Dans un article puissant publié par the Conversation, F Clerget et E Genin dissèquent les contresens et les faiblesses de la « génomancie » dominante (terme utilisé par Jean-Claude kaplan en 1979). Les visions du film Bienvenue a Gattaca seraient elles en train de devenir réalité ? Depuis les promesses dithyrambiques faites à la Maison Blanche lors de la célébration de l’identification du génome Humain (le 26 juin 2000) « très bientôt les maladies seront guéries etc. » on constate qu’il n’en est rien. La génétique conquérante n’a pas permis de guérir les fléaux des maladies en particulier cérébrales, la quasi-totalité des traitements sur le marché ou en cours de l’être provenant d’approches expérimentales cliniques. Plus grave encore, la génétique moléculaire axée sur des maladies monogéniques (syndrome de Rett, X Fragile, Chorée de Huntington etc.) ont été élargies à des approches statistiques. Celles -ci consistent à établir une corrélation entre l’expression d’un trait chez un groupe d’individus et des marqueurs sur leur génome. Ces marqueurs peuvent être vus comme des petits drapeaux balisant tout le génome. L’idée sous-jacente est qu’une association entre un marqueur et un trait permet de détecter des facteurs génétiques indépendamment des facteurs d’environnement dans le trait étudié. Cette approche a été élargie à quasiment tout allant des maladies à l’intelligence, la lecture voire la probabilité de divorcer…On sait pourtant que corrélation ne veut pas dire relations causales. Un exemple assez frappant pris par les autrices
« Ainsi, une telle étude qui comparerait, en France, des personnes mettant du beurre doux sur leurs tartines et des individus tartinant plutôt du beurre salé identifierait un grand nombre de marqueurs génétiques associés à cette dernière préférence… Non pas parce qu’elle révélerait des facteurs génétiques conférant un goût particulier pour le beurre salé, mais parce que ces marqueurs ont une fréquence différente en Bretagne et dans les autres régions de France ! »

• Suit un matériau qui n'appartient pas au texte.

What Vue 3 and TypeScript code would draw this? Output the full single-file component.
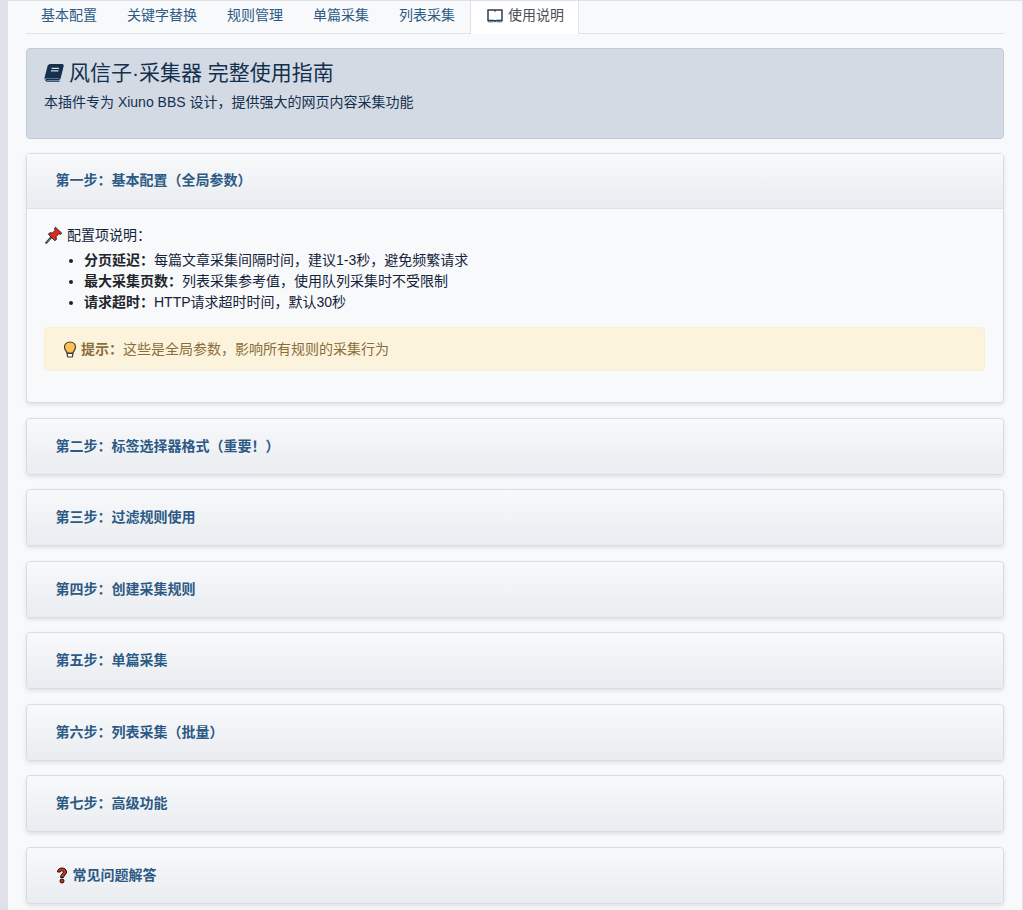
<script setup lang="ts">
const tabs: string[] = ['基本配置', '关键字替换', '规则管理', '单篇采集', '列表采集']
const steps: string[] = ['第二步：标签选择器格式（重要！）', '第三步：过滤规则使用', '第四步：创建采集规则', '第五步：单篇采集', '第六步：列表采集（批量）', '第七步：高级功能']
</script>

<template>
  <div class="frame">
    <main class="panel">
      <nav class="tabs">
        <a v-for="t in tabs" :key="t" class="tab">{{ t }}</a>
        <a class="tab active">
          <svg class="tab-icon" width="16" height="14" viewBox="0 0 16 14">
            <path d="M1 1h6c.5 0 .8.2 1 .6.2-.4.5-.6 1-.6h6v10.500H9.500c-.7 0-1.200.3-1.500.7-.3-.4-.8-.7-1.500-.7H1z" fill="#fff" stroke="#2c3e50" stroke-width="1.500"/>
            <path d="M1 12.800h5.500M9.500 12.800H15" stroke="#1f6fb0" stroke-width="1"/>
          </svg>
          使用说明
        </a>
      </nav>

      <section class="banner">
        <h4 class="banner-title">
          <svg class="book" width="20" height="18" viewBox="0 0 20 18">
            <path d="M5.200 .6h13c.7 0 1.100.6.9 1.300l-3 12.200c-.2.7-.7 1.200-1.400 1.200H3.200c-1.200 0-1.600 1-1 1.500.2.200.5.300.9.300h12.500" fill="none" stroke="#14304f" stroke-width="1.200"/>
            <path d="M5 .8h13.500c.5 0 .7.400.6.900l-3 12c-.1.500-.5.900-1 .900H2.500c-.9 0-1.600.5-1.800 1.200C.4 15 .5 13.700 .9 12.300L3.500 2.200C3.800 1.200 4.300.8 5 .8z" fill="#14304f"/>
            <path d="M7.500 4.300h7.500M6.900 6.800h7.500" stroke="#d3dae4" stroke-width="1.200"/>
          </svg>
          风信子·采集器 完整使用指南
        </h4>
        <p class="banner-text">本插件专为 Xiuno BBS 设计，提供强大的网页内容采集功能</p>
      </section>

      <section class="card first">
        <header class="card-head"><h5 class="card-title">第一步：基本配置（全局参数）</h5></header>
        <div class="card-body">
          <p class="lead">
            <svg class="pin" width="18" height="18" viewBox="0 0 18 18">
              <path d="M1.200 16.800 6 11.500" stroke="#222" stroke-width="2" stroke-linecap="round"/>
              <path d="M1.700 16.300 6 11.500" stroke="#aaa" stroke-width=".7"/>
              <path d="M10.500 1.300 16.700 7.200 15.500 8.300 13.700 7.700 11 10.700 11.400 13.500 9.800 14.600 3.400 8.300 4.700 6.800 7.400 7.100 10.200 4.300 9.500 2.500z" fill="#e5281b" stroke="#222" stroke-width="1" stroke-linejoin="round"/>
            </svg>
            配置项说明：
          </p>
          <ul class="list">
            <li><strong>分页延迟：</strong>每篇文章采集间隔时间，建议1-3秒，避免频繁请求</li>
            <li><strong>最大采集页数：</strong>列表采集参考值，使用队列采集时不受限制</li>
            <li><strong>请求超时：</strong>HTTP请求超时时间，默认30秒</li>
          </ul>
          <div class="tip">
            <svg class="bulb" width="14" height="17" viewBox="0 0 14 17">
              <path d="M7 1C3.800 1 1.500 3.300 1.500 6.200c0 2.600 2.200 3.800 2.500 6h6c.3-2.200 2.500-3.400 2.500-6C12.500 3.300 10.200 1 7 1z" fill="#fdc150" stroke="#3a3a3a" stroke-width="1.200"/>
              <path d="M4.300 12.500h5.400v2.200c0 .8-.7 1.300-1.400 1.300H5.700c-.7 0-1.400-.5-1.400-1.300z" fill="#fff" stroke="#3a3a3a" stroke-width="1.200"/>
            </svg>
            <strong>提示：</strong>这些是全局参数，影响所有规则的采集行为
          </div>
        </div>
      </section>

      <section v-for="s in steps" :key="s" class="card">
        <header class="card-head closed"><h5 class="card-title">{{ s }}</h5></header>
      </section>

      <section class="card">
        <header class="card-head closed">
          <h5 class="card-title">
            <svg class="qmark" width="12" height="17" viewBox="0 0 12 17">
              <path d="M1.500 5C1.500 2.500 3.500 1 6 1s4.500 1.500 4.500 4c0 2.800-3 3.200-3 5.500h-3c0-3.500 3-3.800 3-5.500 0-.8-.6-1.300-1.500-1.300S4.500 4.300 4.500 5z" fill="#d9301c" stroke="#111" stroke-width="1"/>
              <circle cx="6" cy="14" r="2" fill="#d9301c" stroke="#111" stroke-width="1"/>
            </svg>
            常见问题解答
          </h5>
        </header>
      </section>
    </main>
  </div>
</template>

<style>
html, body {
  margin: 0;
  background: #dee2e8;
}
</style>

<style scoped>
.frame {
  padding: 1px 1px 0 8px;
  background: #dee2e8;
  height: 909px;
  overflow: hidden;
  font-family: "Liberation Sans", "Noto Sans CJK SC", sans-serif;
  font-size: 14px;
  line-height: 21px;
  color: #2c3e50;
}
.panel {
  background: #f8f9fb;
  height: 100%;
  padding: 0 18px;
  overflow: hidden;
}
.tabs {
  display: flex;
  height: 32px;
  border-bottom: 1px solid #dee2e6;
}
.tab {
  padding: 4px 15px 0;
  height: 33px;
  box-sizing: border-box;
  color: #2c5a85;
}
.tab.active {
  background: #fff;
  color: #495057;
  border-right: 1px solid #dee2e6;
  border-left: 1px solid #dee2e6;
  padding: 4px 14px 0 16px;
  display: flex;
  align-items: flex-start;
  gap: 5px;
  width: 109px;
}
.tab-icon { margin-top: 4px; flex: none; }
.banner {
  margin-top: 14px;
  height: 91px;
  box-sizing: border-box;
  border: 1px solid #c0cbd9;
  border-radius: 4px;
  background: #d3dae4;
  padding: 12px 17px;
  color: #14304f;
}
.banner-title {
  margin: 0;
  font-size: 21px;
  font-weight: 400;
  line-height: 24px;
  display: flex;
  align-items: center;
  gap: 5px;
}
.book { flex: none; }
.banner-text {
  margin: 7px 0 0;
  line-height: 20px;
  color: #14304f;
}
.card {
  margin-top: 14.5px;
  border: 1px solid #d8dce2;
  border-radius: 4px;
  background: #f8f9fb;
  box-shadow: 0 2px 4px rgba(0, 0, 0, .1);
}
.card.first { margin-top: 14px; }
.card-head {
  height: 55px;
  box-sizing: border-box;
  padding: 0 28.5px 1px;
  display: flex;
  align-items: center;
  border-bottom: 1px solid #dee2e6;
  background: linear-gradient(to bottom, #f8f9fb, #e9ecf0);
}
.card-head.closed { border-bottom: 0; border-radius: 4px; padding: .5px 28.5px 0; }
.card-title {
  margin: 0;
  font-size: 14px;
  font-weight: 700;
  color: #2c5a85;
  display: flex;
  align-items: center;
  gap: 5px;
}
.card-body {
  padding: 15.500px 18px 16px 17px;
  height: 193.2px;
  box-sizing: border-box;
  color: #14233a;
}
.lead {
  margin: 0 0 5px;
  display: flex;
  align-items: center;
  gap: 4px;
  line-height: 20px;
  padding-left: 1px;
}
.list {
  margin: 0 0 14px;
  padding-left: 40px;
}
.list li { line-height: 21px; }
.list strong { color: #212529; }
.tip {
  height: 44px;
  box-sizing: border-box;
  border: 1px solid #fbeed2;
  border-radius: 4px;
  background: #fcf3dc;
  color: #8a6d3b;
  padding: 1px 18px 0;
  display: flex;
  align-items: center;
}
.bulb { margin-right: 4px; flex: none; }
</style>
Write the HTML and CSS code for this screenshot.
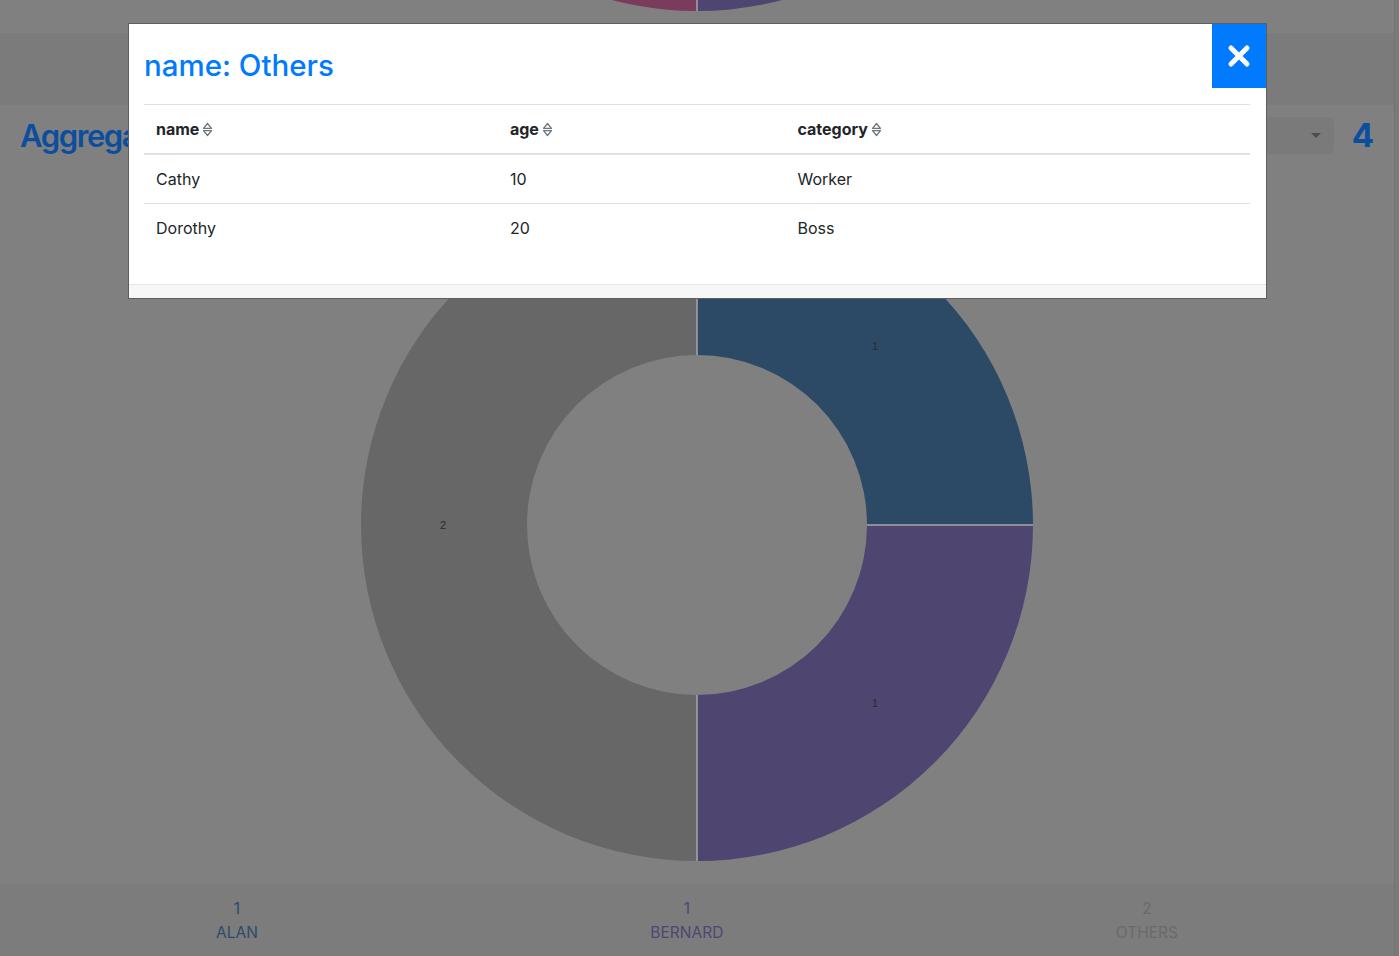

Cet article foisonne de données illustrant combien il est illusoire de faire abstraction de l’environnement surtout alors que nous apprenons tous les jours les méfaits de la pollution et du réchauffement climatique. Il faut accepter la complexité du vivant avec humilité et remettre la génétique en compagnonnage des autres sciences sans lesquelles elle ne permettra pas de contribuer à résoudre les défis qui nous guettent.